After initially declining to do so, the U.S., Japan, and several European nations on Saturday agreed to enact more severe sanctions on Russia as its forces continued an assault on Ukraine's capital, Kyiv, in an attempt to overthrow the government.
The group of nations went after central bank reserves that underpin Russia's economy and removed several key Russian banks from SWIFT, the Society for Worldwide Interbank Financial Telecommunication, a vital international banking system.
Time noted the ruble's calamitous decline would likely send inflation soaring, a development that would hurt all Russians and not just the elites who were targeted in earlier sanctions.
Critics had called for the forceful move to be enacted immediately upon Russia's full-scale invasion of Ukraine, but Western leaders initially balked. Even now, Time noted that the disconnection from SWIFT is "partial," leaving room for the U.S. and Europe to escalate penalties.
Yet the effects are reportedly being felt already, as Russian residents rushed to ATMs to withdraw cash amid the ruble's free fall.
In addition to the currency plunge, the Russian stock market also took a major hit on Monday. According to the New York Times, officials closed the Moscow stock exchange for the day, citing the "developing situation."
"The economic reality has, of course, changed," the Kremlin’s spokesman, Dmitri S. Peskov, reportedly told members of the press while announcing that Russian President Vladimir Putin had ordered an emergency meeting with top finance officials.

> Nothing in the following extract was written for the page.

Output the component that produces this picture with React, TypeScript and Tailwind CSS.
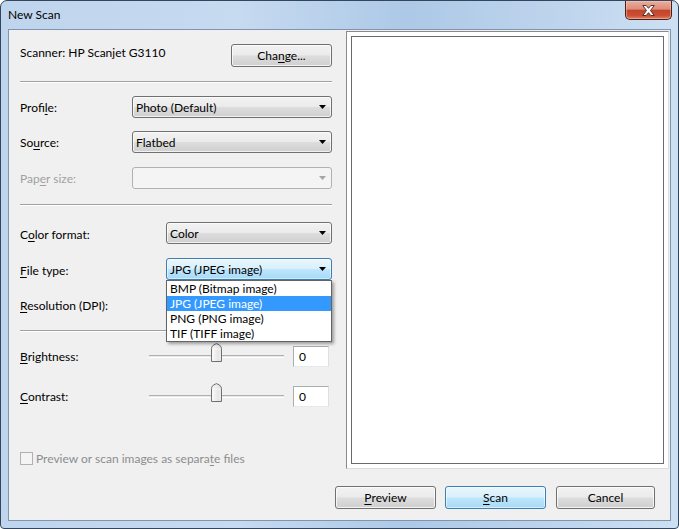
import React from 'react';

/**
 * New Scan dialog (Windows 7 style)
 */

function Mn({ children }: { children: React.ReactNode }) {
  return <span className="underline decoration-1 underline-offset-[2px]">{children}</span>;
}

function WinButton({
  children,
  primary,
  className = '',
}: {
  children: React.ReactNode;
  primary?: boolean;
  className?: string;
}) {
  return (
    <div
      className={`h-[23px] rounded-[3px] border flex items-center justify-center leading-[16px] ${
        primary
          ? 'border-[#3c7fb1] bg-[linear-gradient(to_bottom,#eaf6fd_0%,#d9f0fc_48%,#bee6fd_52%,#a7d9f5_100%)] shadow-[inset_0_0_0_1px_rgba(255,255,255,0.55)]'
          : 'border-[#707070] bg-[linear-gradient(to_bottom,#f2f2f2_0%,#ebebeb_48%,#dddddd_52%,#cfcfcf_100%)] shadow-[inset_0_0_0_1px_rgba(255,255,255,0.75)]'
      } ${className}`}
    >
      {children}
    </div>
  );
}

function Arrow({ disabled }: { disabled?: boolean }) {
  return (
    <svg width="7" height="4" viewBox="0 0 7 4" className="shrink-0">
      <path d="M0 0H7L3.5 4Z" fill={disabled ? '#a6a6a6' : '#000'} />
    </svg>
  );
}

function Combo({
  value,
  disabled,
  active,
  className = '',
  children,
}: {
  value?: string;
  disabled?: boolean;
  active?: boolean;
  className?: string;
  children?: React.ReactNode;
}) {
  let skin =
    'border-[#707070] bg-[linear-gradient(to_bottom,#f2f2f2_0%,#ebebeb_48%,#dddddd_52%,#cfcfcf_100%)] shadow-[inset_0_0_0_1px_rgba(255,255,255,0.7)]';
  if (disabled) skin = 'border-[#adb2b5] bg-[#f4f4f4]';
  if (active)
    skin =
      'border-[#3c7fb1] bg-[linear-gradient(to_bottom,#eaf6fd_0%,#d9f0fc_48%,#bee6fd_52%,#a7d9f5_100%)] shadow-[inset_0_0_0_1px_rgba(255,255,255,0.5)]';
  return (
    <div className={`relative h-[22px] ${className}`}>
      <div className={`h-full rounded-[3px] border flex items-center pl-[3px] pr-[5px] ${skin}`}>
        <span className="flex-1 whitespace-nowrap leading-[16px] pt-[1px]">{value}</span>
        <Arrow disabled={disabled} />
      </div>
      {children}
    </div>
  );
}

function Separator() {
  return <div className="h-[2px] border-t border-[#a0a0a0] border-b border-b-white" />;
}

function Slider() {
  return (
    <div className="relative w-[135px] h-[21px] flex items-center">
      <div className="w-full h-[3px] border-t border-[#b0b0b0] border-b border-b-white bg-[#e7e7e7]" />
      <svg
        width="11"
        height="19"
        viewBox="0 0 11 19"
        className="absolute left-[62px] top-[-3px]"
      >
        <defs>
          <linearGradient id="thumb" x1="0" y1="0" x2="1" y2="0">
            <stop offset="0" stopColor="#f9f9f9" />
            <stop offset="1" stopColor="#dedede" />
          </linearGradient>
        </defs>
        <path
          d="M0.5 18.5V5.5Q0.5 3 3 1.8L5.5 0.6L8 1.8Q10.5 3 10.5 5.5V18.5Z"
          fill="url(#thumb)"
          stroke="#707070"
        />
        <path d="M2 17V6H9V17" fill="none" stroke="#ffffff" strokeOpacity="0.6" />
      </svg>
    </div>
  );
}

function NumberBox() {
  return (
    <div className="w-[36px] h-[21px] border border-[#abadb3] border-b-[#e3e9ef] border-r-[#dbdfe6] bg-white flex items-center pl-[5px] leading-[16px]">
      0
    </div>
  );
}

function CloseGlyph() {
  return (
    <svg width="15" height="13" viewBox="0 0 15 13">
      <path
        d="M1.8 1.5H5.2L7.5 4.3L9.8 1.5H13.2L9.5 6.5L13.2 11.5H9.8L7.5 8.7L5.2 11.5H1.8L5.5 6.5Z"
        fill="#ffffff"
        stroke="#4a2219"
        strokeWidth="0.9"
        strokeLinejoin="round"
      />
    </svg>
  );
}

export default function App() {
  const fileTypes = ['BMP (Bitmap image)', 'JPG (JPEG image)', 'PNG (PNG image)', 'TIF (TIFF image)'];

  return (
    <div className="w-[679px] h-[529px] font-['Lato',sans-serif] text-[12px] text-black select-none">
      <div className="w-full h-full rounded-t-[7px] rounded-b-[4px] border border-[#34465c] bg-[linear-gradient(to_right,#bfd5ed_0%,#c6daf0_35%,#adc9e7_60%,#bcd3ec_80%,#cde0f3_100%)] flex flex-col overflow-hidden">
        {/* Title bar */}
        <div className="h-[28px] flex items-start justify-between shrink-0">
          <div className="pl-[7px] pt-[6px] leading-[16px]">New Scan</div>
          <div className="mr-[6px] w-[47px] h-[19px] rounded-b-[5px] border border-t-0 border-[#4b2018] bg-[linear-gradient(to_bottom,#e9ad9e_0%,#dc8c79_45%,#c4432a_52%,#c94f35_80%,#de7e62_100%)] shadow-[inset_0_0_0_1px_rgba(255,210,200,0.45)] flex items-center justify-center">
            <CloseGlyph />
          </div>
        </div>

        {/* Client area */}
        <div className="mx-[7px] h-[492px] border border-[#7f94ae] bg-[#f0f0f0] flex flex-col">
          <div className="h-[440px] flex">
            {/* Settings column */}
            <div className="w-[337px] pl-[11px] pr-[14px] flex flex-col">
              <div className="mt-[14px] h-[21px] flex items-start justify-between">
                <span className="pt-[1px] leading-[16px]">Scanner: HP Scanjet G3110</span>
                <WinButton className="w-[101px] h-[21px]">
                  Cha<Mn>n</Mn>ge...
                </WinButton>
              </div>

              <div className="mt-[16px]">
                <Separator />
              </div>

              <div className="mt-[13px] h-[22px] flex items-center">
                <span className="w-[112px] pt-[1px]">
                  Profi<Mn>l</Mn>e:
                </span>
                <Combo value="Photo (Default)" className="w-[200px]" />
              </div>

              <div className="mt-[13px] h-[22px] flex items-center">
                <span className="w-[112px] pt-[1px]">
                  So<Mn>u</Mn>rce:
                </span>
                <Combo value="Flatbed" className="w-[200px]" />
              </div>

              <div className="mt-[14px] h-[22px] flex items-center">
                <span className="w-[112px] pt-[1px] text-[#a0a0a0]">
                  Pap<Mn>e</Mn>r size:
                </span>
                <Combo disabled className="w-[200px]" />
              </div>

              <div className="mt-[15px]">
                <Separator />
              </div>

              <div className="mt-[16px] h-[22px] flex items-center">
                <span className="w-[146px] pt-[4px]">
                  C<Mn>o</Mn>lor format:
                </span>
                <Combo value="Color" className="w-[166px]" />
              </div>

              <div className="relative z-10 mt-[14px] h-[22px] flex items-center">
                <span className="w-[146px] pt-[4px]">
                  <Mn>F</Mn>ile type:
                </span>
                <Combo value="JPG (JPEG image)" active className="w-[166px]">
                  {/* Open list */}
                  <div className="absolute left-0 top-[22px] w-[166px] border border-[#646464] bg-white shadow-[2px_2px_3px_rgba(0,0,0,0.35)]">
                    {fileTypes.map((t) => (
                      <div
                        key={t}
                        className={`h-[15px] leading-[15px] pl-[3px] ${
                          t.startsWith('JPG') ? 'bg-[#3399ff] text-white' : ''
                        }`}
                      >
                        {t}
                      </div>
                    ))}
                  </div>
                </Combo>
              </div>

              <div className="mt-[14px] h-[22px] flex items-center">
                <span className="w-[146px] pt-[2px]">
                  <Mn>R</Mn>esolution (DPI):
                </span>
                <Combo className="w-[166px]" />
              </div>

              <div className="mt-[14px]">
                <Separator />
              </div>

              <div className="mt-[14px] h-[21px] flex items-center">
                <span className="w-[129px] pt-[1px]">
                  <Mn>B</Mn>rightness:
                </span>
                <Slider />
                <div className="ml-[9px]">
                  <NumberBox />
                </div>
              </div>

              <div className="mt-[19px] h-[21px] flex items-center">
                <span className="w-[129px] pt-[1px]">
                  <Mn>C</Mn>ontrast:
                </span>
                <Slider />
                <div className="ml-[9px]">
                  <NumberBox />
                </div>
              </div>

              <div className="mt-[45px] h-[13px] flex items-center gap-[3px] text-[#8d8d8d]">
                <div className="w-[13px] h-[13px] border border-[#b1b1b1] bg-[#f4f4f4]" />
                <span className="leading-[16px]">
                  Preview or scan images as separa<Mn>t</Mn>e files
                </span>
              </div>
            </div>

            {/* Preview column */}
            <div className="flex-1 pt-[1px] pr-[1px]">
              <div className="h-[438px] border border-[#8a8a8a] border-b-[#dcdcdc] border-r-[#dcdcdc] bg-white p-[4px]">
                <div className="h-full border border-[#6b6b6b] bg-white" />
              </div>
            </div>
          </div>

          {/* Buttons */}
          <div className="mt-[16px] pl-[326px] flex">
            <WinButton className="w-[101px]">
              <Mn>P</Mn>review
            </WinButton>
            <WinButton primary className="ml-[9px] w-[101px]">
              <Mn>S</Mn>can
            </WinButton>
            <WinButton className="ml-[10px] w-[99px]">Cancel</WinButton>
          </div>
        </div>
      </div>
    </div>
  );
}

Western restrictions effectively have placed a chokehold on the Kremlin's ability to access its war chest of financial reserves and sent to the country careening towards an economic crisis. At the very least, the world intends to financially isolate Russia in a way not experienced since the Cold War.

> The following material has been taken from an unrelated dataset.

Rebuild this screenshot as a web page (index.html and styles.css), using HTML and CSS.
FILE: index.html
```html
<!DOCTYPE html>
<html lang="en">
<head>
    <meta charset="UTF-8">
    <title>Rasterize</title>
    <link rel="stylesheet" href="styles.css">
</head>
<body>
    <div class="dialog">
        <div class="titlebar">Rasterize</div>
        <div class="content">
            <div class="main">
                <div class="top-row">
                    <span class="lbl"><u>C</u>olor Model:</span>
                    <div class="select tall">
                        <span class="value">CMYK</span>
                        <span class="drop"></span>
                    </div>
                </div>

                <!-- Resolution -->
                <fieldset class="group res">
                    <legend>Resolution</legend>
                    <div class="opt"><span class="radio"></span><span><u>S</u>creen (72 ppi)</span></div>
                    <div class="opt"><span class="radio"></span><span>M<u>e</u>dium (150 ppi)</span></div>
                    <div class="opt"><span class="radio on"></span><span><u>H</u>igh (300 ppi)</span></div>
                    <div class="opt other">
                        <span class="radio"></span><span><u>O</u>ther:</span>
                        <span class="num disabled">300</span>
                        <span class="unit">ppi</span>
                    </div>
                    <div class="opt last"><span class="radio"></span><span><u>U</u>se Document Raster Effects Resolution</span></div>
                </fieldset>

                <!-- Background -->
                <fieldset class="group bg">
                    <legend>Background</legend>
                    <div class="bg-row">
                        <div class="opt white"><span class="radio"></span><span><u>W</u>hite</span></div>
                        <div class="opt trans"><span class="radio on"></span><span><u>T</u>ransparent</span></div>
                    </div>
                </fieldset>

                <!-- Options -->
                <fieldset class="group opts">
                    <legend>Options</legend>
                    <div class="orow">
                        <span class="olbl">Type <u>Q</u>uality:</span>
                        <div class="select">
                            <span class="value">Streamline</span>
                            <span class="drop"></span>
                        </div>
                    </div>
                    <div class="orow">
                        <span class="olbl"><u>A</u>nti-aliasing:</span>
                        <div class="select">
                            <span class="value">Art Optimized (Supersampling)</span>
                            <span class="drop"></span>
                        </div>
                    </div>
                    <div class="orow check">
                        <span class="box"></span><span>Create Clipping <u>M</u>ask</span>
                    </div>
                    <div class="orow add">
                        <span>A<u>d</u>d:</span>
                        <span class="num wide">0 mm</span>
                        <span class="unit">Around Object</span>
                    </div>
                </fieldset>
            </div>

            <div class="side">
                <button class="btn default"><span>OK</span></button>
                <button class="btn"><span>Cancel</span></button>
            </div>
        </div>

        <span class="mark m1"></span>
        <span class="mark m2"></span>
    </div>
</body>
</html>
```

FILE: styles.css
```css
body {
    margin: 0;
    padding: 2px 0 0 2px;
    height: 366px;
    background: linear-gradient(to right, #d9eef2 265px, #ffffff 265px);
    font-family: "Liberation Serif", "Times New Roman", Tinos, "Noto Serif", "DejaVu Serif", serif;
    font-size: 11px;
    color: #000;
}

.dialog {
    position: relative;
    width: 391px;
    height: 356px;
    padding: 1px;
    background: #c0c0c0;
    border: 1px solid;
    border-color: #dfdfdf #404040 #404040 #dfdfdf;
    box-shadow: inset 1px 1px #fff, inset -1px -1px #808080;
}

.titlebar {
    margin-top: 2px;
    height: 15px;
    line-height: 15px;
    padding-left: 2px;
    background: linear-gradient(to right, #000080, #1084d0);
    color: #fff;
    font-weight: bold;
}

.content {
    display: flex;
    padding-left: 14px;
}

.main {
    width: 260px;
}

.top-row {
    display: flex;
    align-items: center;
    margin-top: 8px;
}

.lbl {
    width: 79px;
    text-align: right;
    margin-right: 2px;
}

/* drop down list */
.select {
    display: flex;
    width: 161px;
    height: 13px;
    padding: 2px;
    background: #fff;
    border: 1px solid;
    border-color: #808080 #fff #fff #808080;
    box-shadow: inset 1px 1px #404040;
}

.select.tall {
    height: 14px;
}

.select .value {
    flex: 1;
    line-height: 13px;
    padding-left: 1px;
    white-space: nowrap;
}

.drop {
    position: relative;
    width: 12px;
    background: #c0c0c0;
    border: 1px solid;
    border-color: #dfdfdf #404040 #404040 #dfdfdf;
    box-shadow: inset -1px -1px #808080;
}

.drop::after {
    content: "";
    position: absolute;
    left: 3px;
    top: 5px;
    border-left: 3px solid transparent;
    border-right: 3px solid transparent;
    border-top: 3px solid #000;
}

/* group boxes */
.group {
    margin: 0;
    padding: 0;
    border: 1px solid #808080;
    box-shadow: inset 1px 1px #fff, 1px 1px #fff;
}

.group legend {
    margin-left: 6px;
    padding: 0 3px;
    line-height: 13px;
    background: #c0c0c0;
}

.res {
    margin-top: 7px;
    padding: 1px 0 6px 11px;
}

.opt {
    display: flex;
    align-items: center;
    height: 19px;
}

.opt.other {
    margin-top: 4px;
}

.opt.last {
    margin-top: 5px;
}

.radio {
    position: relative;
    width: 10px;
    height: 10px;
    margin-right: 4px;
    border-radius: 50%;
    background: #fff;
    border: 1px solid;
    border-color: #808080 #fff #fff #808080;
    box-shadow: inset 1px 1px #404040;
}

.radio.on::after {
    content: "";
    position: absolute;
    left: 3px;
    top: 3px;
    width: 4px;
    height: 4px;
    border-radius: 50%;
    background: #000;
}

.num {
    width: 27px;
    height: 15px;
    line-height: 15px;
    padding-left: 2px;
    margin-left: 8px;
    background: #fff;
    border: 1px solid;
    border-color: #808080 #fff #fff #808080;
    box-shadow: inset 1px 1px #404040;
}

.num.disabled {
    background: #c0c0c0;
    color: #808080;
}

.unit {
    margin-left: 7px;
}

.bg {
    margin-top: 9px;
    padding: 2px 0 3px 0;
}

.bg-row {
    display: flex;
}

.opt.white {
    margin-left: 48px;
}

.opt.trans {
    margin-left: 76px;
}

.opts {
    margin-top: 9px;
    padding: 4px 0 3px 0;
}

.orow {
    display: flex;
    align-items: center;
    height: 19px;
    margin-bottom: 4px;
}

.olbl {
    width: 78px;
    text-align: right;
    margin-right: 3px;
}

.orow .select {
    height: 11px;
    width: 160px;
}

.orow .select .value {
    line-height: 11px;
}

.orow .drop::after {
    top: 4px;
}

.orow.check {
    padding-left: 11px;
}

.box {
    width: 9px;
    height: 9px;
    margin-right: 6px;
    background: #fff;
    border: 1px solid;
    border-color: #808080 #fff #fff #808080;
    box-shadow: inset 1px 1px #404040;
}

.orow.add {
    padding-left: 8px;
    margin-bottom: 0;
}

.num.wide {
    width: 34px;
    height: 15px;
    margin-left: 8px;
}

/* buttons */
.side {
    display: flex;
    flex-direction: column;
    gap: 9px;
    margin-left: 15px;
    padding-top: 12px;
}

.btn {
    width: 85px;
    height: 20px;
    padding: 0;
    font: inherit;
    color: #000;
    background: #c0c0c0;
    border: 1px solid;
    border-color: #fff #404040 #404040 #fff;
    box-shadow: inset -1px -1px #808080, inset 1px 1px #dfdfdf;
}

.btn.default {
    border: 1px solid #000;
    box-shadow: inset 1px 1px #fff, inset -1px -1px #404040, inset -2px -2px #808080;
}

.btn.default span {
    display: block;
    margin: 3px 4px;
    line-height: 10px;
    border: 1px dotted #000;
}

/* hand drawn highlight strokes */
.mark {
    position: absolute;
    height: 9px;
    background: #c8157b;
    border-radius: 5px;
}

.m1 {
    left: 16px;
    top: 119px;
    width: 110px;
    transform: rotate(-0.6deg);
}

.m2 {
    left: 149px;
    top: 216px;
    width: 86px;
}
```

"Putin embarked on a path aiming to destroy Ukraine, but what he is also doing, in fact, is destroying the future of his own country," European Union Commission President Ursula von der Leyen said Saturday.
Yet even as Russia's economy faced significant distress and delegations from Russia and Ukraine met in Belarus for peace talks, the Russian offensive showed no signs of letting up.
Ukrainian officials claimed Monday that an air raid on residential areas in Kharkiv, Ukraine’s second-largest city, left dozens of people dead, including several civilians.